Journal of the Association for Information Systems


In the NeuroIS field, experimental software needs to simultaneously present experimental stimuli to participants while recording, analyzing, or displaying neurophysiological measures. For example, a researcher might record a user’s heart beat (neurophysiological measure) as the user interacts with an e-commerce website (stimulus) to track changes in user arousal or show a user’s changing arousal levels during an exciting game. In this paper, we identify requirements for a NeuroIS experimental platform that we call Brownie and present its architecture and functionality. We then evaluate Brownie via a literature review and a case study that demonstrates Brownie’s capability to meet the requirements in a complex research context. We also verify Brownie’s usability via a quantitative study with prospective experimenters who implemented a test experiment in Brownie and an alternative software.

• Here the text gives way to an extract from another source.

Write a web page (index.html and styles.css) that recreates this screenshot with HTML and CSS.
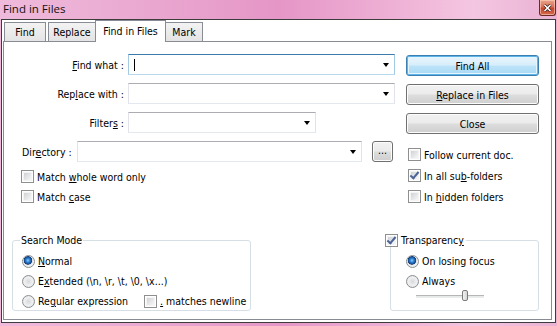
FILE: index.html
```html
<!DOCTYPE html>
<html lang="en">
<head>
    <meta charset="UTF-8">
    <title>Find in Files</title>
    <link rel="stylesheet" href="styles.css">
</head>
<body>
<div class="window">
    <div class="titlebar">
        <span class="title">Find in Files</span>
        <span class="close-btn">
            <svg width="9" height="8" viewBox="0 0 9 8"><path d="M1.5 1 L7.5 7 M7.5 1 L1.5 7" stroke="#3a1a12" stroke-width="3"/><path d="M1.5 1 L7.5 7 M7.5 1 L1.5 7" stroke="#fff" stroke-width="1.6"/></svg>
        </span>
    </div>
    <div class="client">
        <ul class="tabs">
            <li class="tab-find">Find</li>
            <li class="tab-replace">Replace</li>
            <li class="tab-files selected">Find in Files</li>
            <li class="tab-mark">Mark</li>
        </ul>
        <div class="panel">
            <div class="top">
                <div class="form">
                    <div class="row">
                        <label class="lbl"><u>F</u>ind what :</label>
                        <div class="combo focused long"><span class="caret"></span><span class="arrow"></span></div>
                    </div>
                    <div class="row">
                        <label class="lbl">Rep<u>l</u>ace with :</label>
                        <div class="combo long"><span class="arrow"></span></div>
                    </div>
                    <div class="row">
                        <label class="lbl">Filter<u>s</u> :</label>
                        <div class="combo short"><span class="arrow"></span></div>
                    </div>
                    <div class="row dir-row">
                        <label class="dir-lbl">Dir<u>e</u>ctory :</label>
                        <div class="combo dir"><span class="arrow"></span></div>
                        <span class="btn browse">...</span>
                    </div>
                    <div class="checks left-checks">
                        <div class="opt"><span class="check"></span><span>Match <u>w</u>hole word only</span></div>
                        <div class="opt"><span class="check"></span><span>Match <u>c</u>ase</span></div>
                    </div>
                </div>
                <div class="side">
                    <span class="btn default">Find All</span>
                    <span class="btn"><span><u>R</u>eplace in Files</span></span>
                    <span class="btn">Close</span>
                    <div class="checks right-checks">
                        <div class="opt"><span class="check"></span><span>Follow current doc.</span></div>
                        <div class="opt"><span class="check checked"></span><span>In all su<u>b</u>-folders</span></div>
                        <div class="opt"><span class="check"></span><span>In <u>h</u>idden folders</span></div>
                    </div>
                </div>
            </div>
            <div class="bottom">
                <fieldset class="group mode">
                    <legend>Search Mode</legend>
                    <div class="opt"><span class="radio on"></span><span><u>N</u>ormal</span></div>
                    <div class="opt"><span class="radio"></span><span>E<u>x</u>tended (\n, \r, \t, \0, \x...)</span></div>
                    <div class="opt"><span class="radio"></span><span>Re<u>g</u>ular expression</span><span class="check newline"></span><span><u>.</u> matches newline</span></div>
                </fieldset>
                <fieldset class="group trans">
                    <legend><span class="check checked"></span><span>Transparenc<u>y</u></span></legend>
                    <div class="opt"><span class="radio on"></span><span>On losing focus</span></div>
                    <div class="opt"><span class="radio"></span><span>Always</span></div>
                    <div class="slider"><span class="thumb"></span></div>
                </fieldset>
            </div>
        </div>
    </div>
</div>
</body>
</html>
```

FILE: styles.css
```css
*{
    margin: 0;
    padding: 0;
    box-sizing: border-box;
}
html, body{
    width: 557px;
    height: 326px;
    overflow: hidden;
}
body{
    font-family: "DejaVu Sans Condensed", "DejaVu Sans", sans-serif;
    font-stretch: condensed;
    font-size: 10.5px;
    color: #000;
}
li{
    list-style: none;
}
u{
    text-decoration: underline;
    text-underline-offset: 1px;
}

/* window frame */
.window{
    width: 557px;
    height: 326px;
    display: flex;
    flex-direction: column;
    background: linear-gradient(90deg, #efbadb 0%, #eaa9d1 25%, #e596c6 50%, #eeb0d5 70%, #f4c6e1 85%, #eab2d4 100%);
}
.titlebar{
    height: 19px;
    display: flex;
    align-items: flex-start;
    justify-content: space-between;
}
.title{
    font-family: "Open Sans", sans-serif;
    font-stretch: normal;
    font-size: 11.5px;
    line-height: 17px;
    margin-left: 3px;
    color: #111;
}
.close-btn{
    width: 17px;
    height: 16px;
    margin-right: 1px;
    border: 1px solid #6b2b22;
    border-top: none;
    border-radius: 0 0 3px 3px;
    background: linear-gradient(#e9a48c 0%, #d9715a 45%, #c7452d 55%, #d46a4c 100%);
    box-shadow: inset 0 0 0 1px rgba(255, 210, 190, 0.6);
    display: flex;
    align-items: center;
    justify-content: center;
}
.client{
    flex: 1;
    margin: 0 1px 3px;
    border: 1px solid #3c3c3c;
    background: #fff;
}

/* tabs */
.tabs{
    display: flex;
    height: 22px;
    padding-left: 2px;
    margin-bottom: -1px;
    position: relative;
    z-index: 1;
}
.tabs li{
    height: 19px;
    margin-top: 2px;
    border: 1px solid #898c95;
    border-bottom: none;
    background: linear-gradient(#f3f3f3, #e4e4e4);
    line-height: 18px;
    text-align: center;
}
.tabs .tab-find{
    width: 42px;
    margin-right: 2px;
}
.tabs .tab-replace{
    width: 47px;
    border-right: none;
}
.tabs .tab-files{
    width: 71px;
}
.tabs .tab-mark{
    width: 37px;
    border-left: none;
}
.tabs li.selected{
    height: 22px;
    margin-top: 0;
    background: #fff;
    line-height: 20px;
}
.panel{
    margin-left: 1px;
    width: 549px;
    height: 279px;
    border: 1px solid #898c95;
}

/* upper part */
.top{
    height: 192px;
    padding-top: 12px;
    display: flex;
}
.form{
    width: 391px;
}
.row{
    display: flex;
    align-items: center;
    height: 21px;
    margin-bottom: 8px;
}
.lbl{
    width: 120px;
    margin-right: 4px;
    text-align: right;
}
.combo{
    position: relative;
    height: 21px;
    border: 1px solid #e2e3ea;
    border-top-color: #abadb3;
    border-bottom-color: #e3e9ef;
    background: #fff;
}
.combo.focused{
    border-color: #a4c9e3;
    border-top-color: #3d7bad;
    border-bottom-color: #b7d9ed;
}
.combo.long{
    width: 267px;
}
.combo.short{
    width: 188px;
}
.combo.dir{
    width: 285px;
}
.arrow{
    position: absolute;
    right: 5px;
    top: 8px;
    border-left: 3.5px solid transparent;
    border-right: 3.5px solid transparent;
    border-top: 4px solid #000;
}
.caret{
    position: absolute;
    left: 5px;
    top: 4px;
    width: 1px;
    height: 12px;
    background: #000;
}
.dir-row{
    padding-left: 18px;
}
.dir-lbl{
    width: 55px;
}
.btn{
    display: flex;
    align-items: center;
    justify-content: center;
    height: 21px;
    border: 1px solid #707070;
    border-radius: 3px;
    background: linear-gradient(#f2f2f2 0%, #ebebeb 48%, #dddddd 52%, #cfcfcf 100%);
    box-shadow: inset 0 0 0 1px #fcfcfc;
}
.btn.default{
    border-color: #3c7fb1;
    background: linear-gradient(#e9f5fc 0%, #d8eefb 48%, #bde4f9 52%, #a7d8f4 100%);
    box-shadow: inset 0 0 0 1px #5cb4e8, inset 0 0 0 2px #e6f4fc;
}
.browse{
    width: 21px;
    margin-left: 10px;
    padding-bottom: 3px;
}

/* checkboxes and radios */
.opt{
    display: flex;
    align-items: center;
    height: 13px;
    white-space: nowrap;
}
.check{
    width: 13px;
    height: 13px;
    flex: none;
    margin-right: 3px;
    border: 1px solid #8e8f8f;
    padding: 2px;
    background: linear-gradient(135deg, #cfd2d6, #f7f7f7) content-box, #f4f4f4;
    box-shadow: inset 0 0 0 1px #fff;
    position: relative;
}
.check.checked::after{
    content: "";
    position: absolute;
    left: 3px;
    top: 0;
    width: 3px;
    height: 7px;
    border: solid #4c6398;
    border-width: 0 2px 2px 0;
    transform: rotate(40deg);
}
.radio{
    width: 13px;
    height: 13px;
    flex: none;
    margin-right: 3px;
    border-radius: 50%;
    border: 1px solid #8c8e90;
    background: radial-gradient(circle at 50% 50%, #d6d8db 0, #eef0f1 4px, #e4e6e8 6px);
}
.radio.on{
    background: radial-gradient(circle at 45% 40%, #9bd7fb 0, #3b8fd9 1.5px, #1a58a6 3.2px, #123f7a 4px, #dde0e3 4.5px, #eef0f1 5.5px);
}
.left-checks{
    padding-left: 17px;
}
.left-checks .opt{
    margin-bottom: 7px;
}
.side{
    margin-left: 11px;
    width: 133px;
    display: flex;
    flex-direction: column;
    padding-top: 1px;
}
.side .btn{
    margin-bottom: 8px;
}
.right-checks{
    margin-top: 6px;
    padding-left: 2px;
}
.right-checks .opt{
    margin-bottom: 8px;
}

/* lower part */
.bottom{
    display: flex;
}
.group{
    min-width: 0;
    height: 77px;
    border: 1px solid #d5dfe5;
    border-radius: 3px;
    padding: 4px 0 0;
}
.group legend{
    line-height: 13px;
    height: 13px;
    display: flex;
    align-items: center;
}
.mode{
    margin-left: 8px;
    width: 239px;
    padding-left: 9px;
}
.mode legend{
    margin-left: -2px;
    padding: 0 1px;
}
.mode .opt{
    height: 20px;
}
.check.newline{
    margin-left: 16px;
}
.trans{
    margin-left: 139px;
    width: 149px;
    padding-left: 15px;
}
.trans legend{
    margin-left: -21px;
    padding-right: 2px;
}
.trans .opt{
    height: 20px;
}
.slider{
    position: relative;
    margin: 4px 0 0 10px;
    width: 68px;
    height: 3px;
    border-top: 1px solid #b6b6b6;
    border-bottom: 1px solid #ececec;
    background: #e7eaea;
}
.thumb{
    position: absolute;
    left: 46px;
    top: -6px;
    width: 6px;
    height: 11px;
    border: 1px solid #7a7a7a;
    border-radius: 2px;
    background: linear-gradient(90deg, #f2f2f2, #d6d6d6);
}
```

We summarize the salient features of Brownie as follows: 1) it integrates neurophysiological measurements, 2) it incorporates real-time processing of neurophysiological data, 3) it facilitates research on individual and group behavior in the lab, 4) it offers a large variety of options for presenting experimental stimuli, and 5) it is open source and easily extensible with open source libraries. In summary, we conclude that Brownie is innovative in its potential to reduce barriers for IS researchers by fostering replicability and research collaboration and to support NeuroIS and interdisciplinary research in cognate areas, such as management, economics, or human-computer interaction.